In terms of public understanding, the watershed event organizing this experience of history was the Second World War. In Greece, the war segued into the period of White Terror (1945–46), in which the Resistance fighters against the German occupation (Katohé) were persecuted by paramilitary gangs, whereas the collaborators of the Germans were rewarded with promotions, positions in the much-coveted public sector, and pensions. This period of terror led Greece into its civil war (1946–49), which, in turn, led to the reopening of the concentration camps (1947–58). The effects of both the civil war and the camps were solidified by the Junta (1967–74), and were felt until the beginning of the 1980s. But if the world war publicly organized the experience of Greek history, so that, in a gesture of national and statist colonization of the experience of history (after the total defeat of the Left), the heroism of the Resistance came to be acknowledged as a collective one, the civil war was the unspoken but deeply felt trauma of Greek history. Like all civil wars, it did not just erupt one day, nor did it end on the date that the calendar says it did. The civil war has always lasted its length and a day.

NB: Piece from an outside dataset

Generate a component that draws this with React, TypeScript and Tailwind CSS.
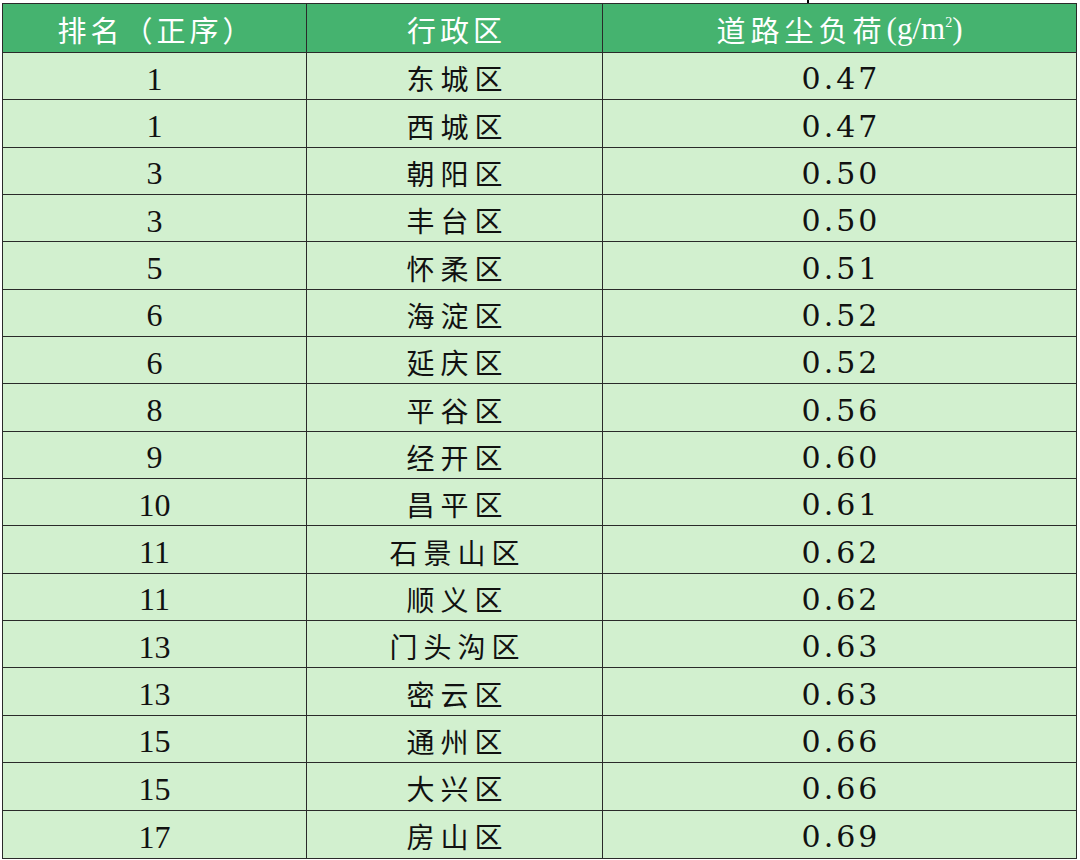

Collaborators denotes people who collaborated with the occupying forces against the occupied country. The Greek term is synergates, which after the war ended and synergates were tried in courts of law changed to dosilogoi, meaning those who had to give an account of themselves and their actions.
Certainly we can say that the effects are still being felt today, if not on the level of the experience of history by its actors, then at the level of historical, anthropological, and political epistemologies that are currently being debated. The debates among a number of researchers who are trying to rehabilitate the Right and apologize for its actions during the occupation and the civil war, a number of aging Leftists who are attempting to assume a critical positionality toward the period, and a newer hermeneutical approach that attempts to dispel the attempts of the former and contextualize those of the latter is instructive here. For a whole year this debate raged publicly through inserts in the three major dailies in Greece (To Vema, Eleutherotypia, Ta Nea), and in the end the exchanges were published separately.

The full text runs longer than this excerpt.